+++ RAW DATA +++

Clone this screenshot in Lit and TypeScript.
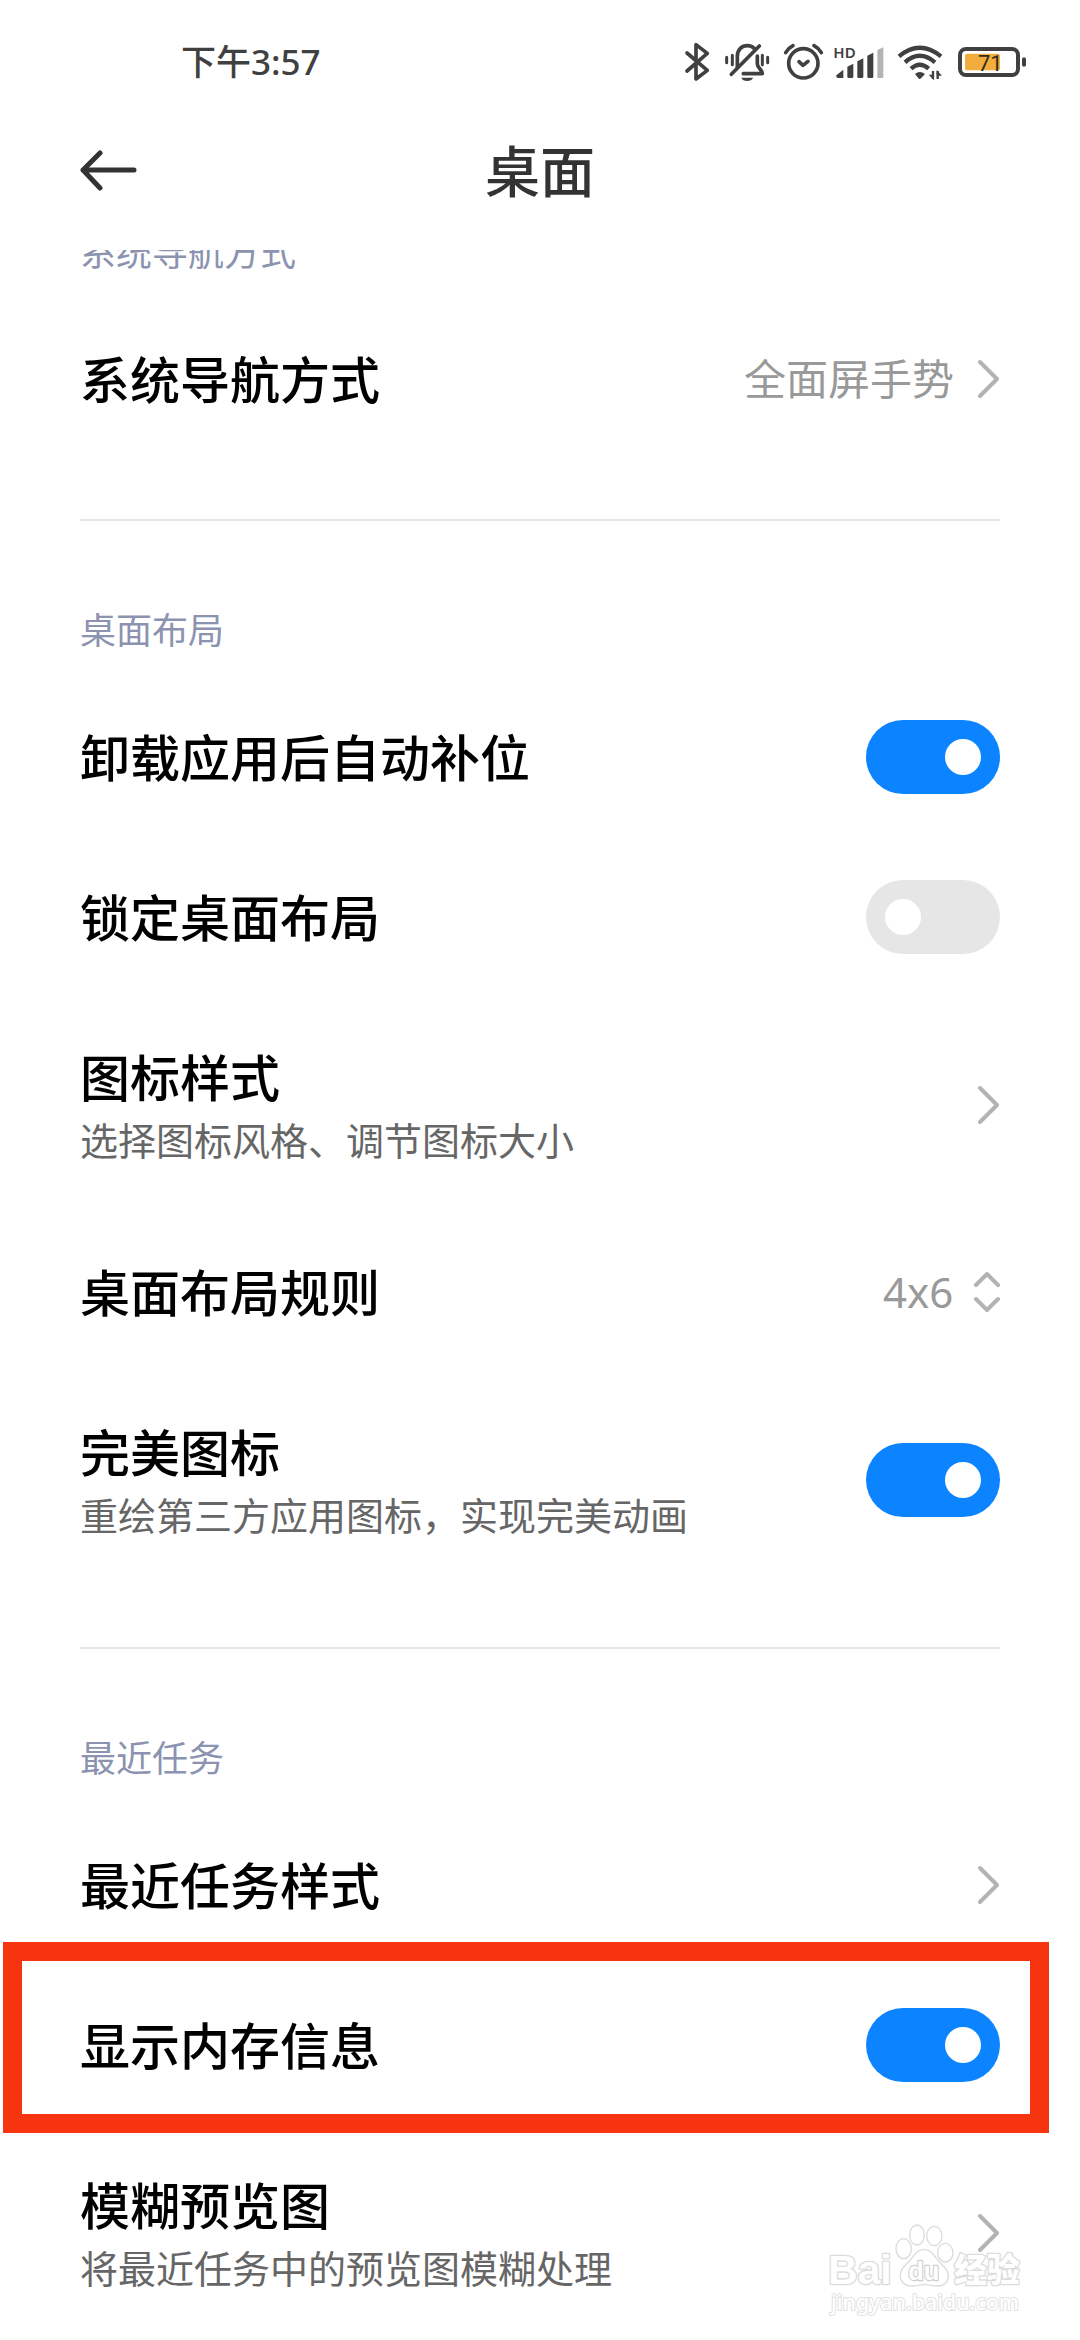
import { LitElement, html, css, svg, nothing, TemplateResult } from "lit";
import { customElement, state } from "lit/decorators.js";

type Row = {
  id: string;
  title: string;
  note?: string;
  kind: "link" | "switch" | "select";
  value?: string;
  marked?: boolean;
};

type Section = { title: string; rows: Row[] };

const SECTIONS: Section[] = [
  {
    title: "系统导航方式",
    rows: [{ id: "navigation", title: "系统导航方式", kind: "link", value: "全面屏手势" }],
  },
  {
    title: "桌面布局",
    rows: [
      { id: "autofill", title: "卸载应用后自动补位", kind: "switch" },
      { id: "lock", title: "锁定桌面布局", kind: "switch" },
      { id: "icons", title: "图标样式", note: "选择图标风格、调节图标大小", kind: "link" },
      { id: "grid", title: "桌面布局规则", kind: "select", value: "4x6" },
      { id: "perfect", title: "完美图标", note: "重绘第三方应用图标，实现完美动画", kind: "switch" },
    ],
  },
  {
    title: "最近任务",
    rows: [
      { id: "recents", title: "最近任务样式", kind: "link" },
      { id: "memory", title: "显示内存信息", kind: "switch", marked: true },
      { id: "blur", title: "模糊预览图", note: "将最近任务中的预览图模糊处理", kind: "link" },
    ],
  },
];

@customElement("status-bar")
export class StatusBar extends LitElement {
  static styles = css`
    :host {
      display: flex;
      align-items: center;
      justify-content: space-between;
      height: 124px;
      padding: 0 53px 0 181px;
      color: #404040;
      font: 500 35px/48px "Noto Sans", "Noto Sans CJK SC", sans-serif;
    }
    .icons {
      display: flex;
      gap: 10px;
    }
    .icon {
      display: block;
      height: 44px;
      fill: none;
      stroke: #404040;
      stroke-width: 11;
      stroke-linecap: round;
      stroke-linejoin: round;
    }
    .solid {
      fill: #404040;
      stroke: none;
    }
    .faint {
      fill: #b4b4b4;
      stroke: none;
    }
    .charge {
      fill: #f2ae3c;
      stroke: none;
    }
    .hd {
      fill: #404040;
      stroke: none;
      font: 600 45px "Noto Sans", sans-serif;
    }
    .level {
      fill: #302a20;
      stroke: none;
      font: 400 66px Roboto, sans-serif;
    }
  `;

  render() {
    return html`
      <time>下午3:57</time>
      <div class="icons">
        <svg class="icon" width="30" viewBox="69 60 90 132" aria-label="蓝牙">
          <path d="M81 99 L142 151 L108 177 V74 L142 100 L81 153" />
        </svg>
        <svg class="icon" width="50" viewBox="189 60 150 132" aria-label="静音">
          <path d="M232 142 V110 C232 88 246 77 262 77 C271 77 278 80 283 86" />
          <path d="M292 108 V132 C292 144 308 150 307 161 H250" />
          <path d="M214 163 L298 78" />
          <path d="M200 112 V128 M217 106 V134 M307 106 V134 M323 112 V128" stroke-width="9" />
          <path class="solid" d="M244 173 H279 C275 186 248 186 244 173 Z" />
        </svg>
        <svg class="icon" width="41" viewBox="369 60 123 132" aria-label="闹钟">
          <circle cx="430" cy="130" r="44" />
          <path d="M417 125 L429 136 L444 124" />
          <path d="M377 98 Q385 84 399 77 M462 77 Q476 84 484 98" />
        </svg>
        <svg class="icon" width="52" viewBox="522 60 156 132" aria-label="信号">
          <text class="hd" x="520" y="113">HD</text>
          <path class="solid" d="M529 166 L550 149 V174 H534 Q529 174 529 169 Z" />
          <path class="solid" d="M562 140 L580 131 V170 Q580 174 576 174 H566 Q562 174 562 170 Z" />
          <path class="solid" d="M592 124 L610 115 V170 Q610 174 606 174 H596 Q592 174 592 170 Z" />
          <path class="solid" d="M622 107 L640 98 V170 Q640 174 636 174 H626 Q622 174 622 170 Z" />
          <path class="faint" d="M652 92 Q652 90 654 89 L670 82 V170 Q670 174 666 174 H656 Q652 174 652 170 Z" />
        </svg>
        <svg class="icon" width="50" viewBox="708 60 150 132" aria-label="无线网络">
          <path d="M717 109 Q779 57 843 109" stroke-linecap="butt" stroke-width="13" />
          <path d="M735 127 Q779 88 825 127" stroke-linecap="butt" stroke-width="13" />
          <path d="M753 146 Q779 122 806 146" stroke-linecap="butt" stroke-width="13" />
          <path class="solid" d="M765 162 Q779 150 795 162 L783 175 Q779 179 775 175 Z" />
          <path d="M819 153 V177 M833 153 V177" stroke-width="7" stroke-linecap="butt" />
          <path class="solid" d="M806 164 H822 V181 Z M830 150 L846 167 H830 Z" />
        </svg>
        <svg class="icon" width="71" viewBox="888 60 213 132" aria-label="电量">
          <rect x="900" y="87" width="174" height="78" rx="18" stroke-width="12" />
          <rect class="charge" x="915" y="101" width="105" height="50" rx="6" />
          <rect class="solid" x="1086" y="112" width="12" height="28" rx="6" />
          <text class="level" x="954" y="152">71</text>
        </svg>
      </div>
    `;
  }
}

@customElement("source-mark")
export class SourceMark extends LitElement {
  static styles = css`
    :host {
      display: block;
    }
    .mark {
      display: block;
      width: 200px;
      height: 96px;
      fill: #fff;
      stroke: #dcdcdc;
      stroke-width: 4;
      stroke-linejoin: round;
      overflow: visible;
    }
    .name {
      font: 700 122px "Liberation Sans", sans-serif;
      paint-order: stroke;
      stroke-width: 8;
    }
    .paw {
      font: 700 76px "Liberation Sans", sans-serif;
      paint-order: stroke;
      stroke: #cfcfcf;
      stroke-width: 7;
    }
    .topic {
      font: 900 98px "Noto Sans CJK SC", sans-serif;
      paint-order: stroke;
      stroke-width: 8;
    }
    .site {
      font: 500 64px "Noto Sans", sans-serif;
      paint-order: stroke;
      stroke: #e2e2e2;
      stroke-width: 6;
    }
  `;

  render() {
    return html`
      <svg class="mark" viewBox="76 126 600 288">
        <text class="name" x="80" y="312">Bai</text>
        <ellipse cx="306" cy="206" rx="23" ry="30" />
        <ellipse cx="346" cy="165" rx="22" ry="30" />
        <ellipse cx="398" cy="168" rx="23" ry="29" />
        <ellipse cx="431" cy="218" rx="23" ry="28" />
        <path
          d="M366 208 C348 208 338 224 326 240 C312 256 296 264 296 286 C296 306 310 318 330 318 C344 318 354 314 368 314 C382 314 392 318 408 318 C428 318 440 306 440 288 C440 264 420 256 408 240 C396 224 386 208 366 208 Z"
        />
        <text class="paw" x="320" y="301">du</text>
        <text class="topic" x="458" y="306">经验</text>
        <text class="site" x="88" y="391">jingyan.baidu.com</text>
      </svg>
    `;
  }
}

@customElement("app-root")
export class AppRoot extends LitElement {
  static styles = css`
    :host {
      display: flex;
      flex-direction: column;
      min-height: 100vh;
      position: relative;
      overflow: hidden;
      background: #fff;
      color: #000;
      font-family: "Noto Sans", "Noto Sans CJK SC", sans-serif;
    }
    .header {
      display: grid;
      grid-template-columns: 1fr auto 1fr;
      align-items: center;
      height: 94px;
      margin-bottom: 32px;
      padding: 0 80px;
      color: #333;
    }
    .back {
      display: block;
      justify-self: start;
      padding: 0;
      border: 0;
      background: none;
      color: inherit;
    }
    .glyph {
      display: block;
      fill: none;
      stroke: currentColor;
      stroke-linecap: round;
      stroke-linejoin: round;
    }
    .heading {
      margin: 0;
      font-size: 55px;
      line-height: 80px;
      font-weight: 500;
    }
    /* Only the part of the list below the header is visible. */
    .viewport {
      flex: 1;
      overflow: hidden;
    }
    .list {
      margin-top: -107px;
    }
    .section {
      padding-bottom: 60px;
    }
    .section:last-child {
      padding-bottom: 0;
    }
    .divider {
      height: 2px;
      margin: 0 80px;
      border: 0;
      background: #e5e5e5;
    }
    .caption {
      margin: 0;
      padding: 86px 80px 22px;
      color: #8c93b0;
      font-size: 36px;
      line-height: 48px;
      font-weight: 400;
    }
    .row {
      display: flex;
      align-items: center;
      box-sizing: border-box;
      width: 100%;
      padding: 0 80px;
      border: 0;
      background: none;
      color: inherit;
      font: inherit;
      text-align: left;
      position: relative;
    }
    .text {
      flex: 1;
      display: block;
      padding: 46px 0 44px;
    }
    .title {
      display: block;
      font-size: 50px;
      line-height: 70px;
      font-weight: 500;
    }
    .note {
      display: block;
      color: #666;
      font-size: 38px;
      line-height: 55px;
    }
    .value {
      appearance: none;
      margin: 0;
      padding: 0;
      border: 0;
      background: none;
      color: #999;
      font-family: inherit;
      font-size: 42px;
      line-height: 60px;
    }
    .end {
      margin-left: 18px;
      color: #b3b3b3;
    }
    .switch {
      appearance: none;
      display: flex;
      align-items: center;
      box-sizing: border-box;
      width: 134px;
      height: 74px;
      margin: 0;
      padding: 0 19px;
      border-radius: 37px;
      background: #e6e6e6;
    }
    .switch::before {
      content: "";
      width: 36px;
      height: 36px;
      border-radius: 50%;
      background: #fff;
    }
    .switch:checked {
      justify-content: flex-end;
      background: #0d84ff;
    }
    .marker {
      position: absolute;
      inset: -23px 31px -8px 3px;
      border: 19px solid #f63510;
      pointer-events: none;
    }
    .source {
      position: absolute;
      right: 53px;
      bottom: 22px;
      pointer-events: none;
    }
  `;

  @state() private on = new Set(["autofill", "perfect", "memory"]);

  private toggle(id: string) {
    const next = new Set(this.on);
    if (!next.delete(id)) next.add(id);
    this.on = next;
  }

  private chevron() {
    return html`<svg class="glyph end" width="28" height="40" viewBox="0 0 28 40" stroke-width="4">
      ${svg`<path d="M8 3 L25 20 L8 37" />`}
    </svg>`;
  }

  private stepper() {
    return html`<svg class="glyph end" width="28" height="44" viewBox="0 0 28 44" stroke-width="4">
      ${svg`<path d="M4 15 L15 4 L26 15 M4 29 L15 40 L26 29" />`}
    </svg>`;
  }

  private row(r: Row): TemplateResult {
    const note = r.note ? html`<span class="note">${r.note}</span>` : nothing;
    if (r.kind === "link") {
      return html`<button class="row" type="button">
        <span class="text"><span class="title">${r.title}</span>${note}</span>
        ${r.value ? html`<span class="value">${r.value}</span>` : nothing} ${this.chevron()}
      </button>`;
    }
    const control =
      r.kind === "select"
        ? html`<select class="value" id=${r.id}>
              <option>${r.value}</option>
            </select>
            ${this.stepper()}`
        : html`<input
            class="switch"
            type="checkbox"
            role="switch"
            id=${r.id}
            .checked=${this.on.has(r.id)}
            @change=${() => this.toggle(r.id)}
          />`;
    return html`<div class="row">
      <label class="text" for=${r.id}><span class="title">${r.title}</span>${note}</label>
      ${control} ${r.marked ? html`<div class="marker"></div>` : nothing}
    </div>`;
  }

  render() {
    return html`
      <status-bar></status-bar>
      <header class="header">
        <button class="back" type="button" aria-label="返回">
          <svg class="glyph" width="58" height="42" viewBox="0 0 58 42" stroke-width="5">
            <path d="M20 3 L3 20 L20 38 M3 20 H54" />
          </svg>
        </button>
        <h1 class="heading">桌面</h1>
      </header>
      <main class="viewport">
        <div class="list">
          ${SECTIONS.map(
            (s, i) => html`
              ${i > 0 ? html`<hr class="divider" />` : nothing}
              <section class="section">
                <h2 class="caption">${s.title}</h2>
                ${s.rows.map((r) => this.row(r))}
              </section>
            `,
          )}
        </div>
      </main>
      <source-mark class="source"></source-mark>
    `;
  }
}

+++

▶ _PROBLEM TO WORK ON_:
Everything from the first line of the listing above through the line that contains "string; rows: Row[]" is to be restated word for word, minus the pictures.

▶ _SOLUTION TO THE EXERCISE_:
Clone this screenshot in Lit and TypeScript.
import { LitElement, html, css, svg, nothing, TemplateResult } from "lit";
import { customElement, state } from "lit/decorators.js";

type Row = {
  id: string;
  title: string;
  note?: string;
  kind: "link" | "switch" | "select";
  value?: string;
  marked?: boolean;
};

type Section = { title: string; rows: Row[] };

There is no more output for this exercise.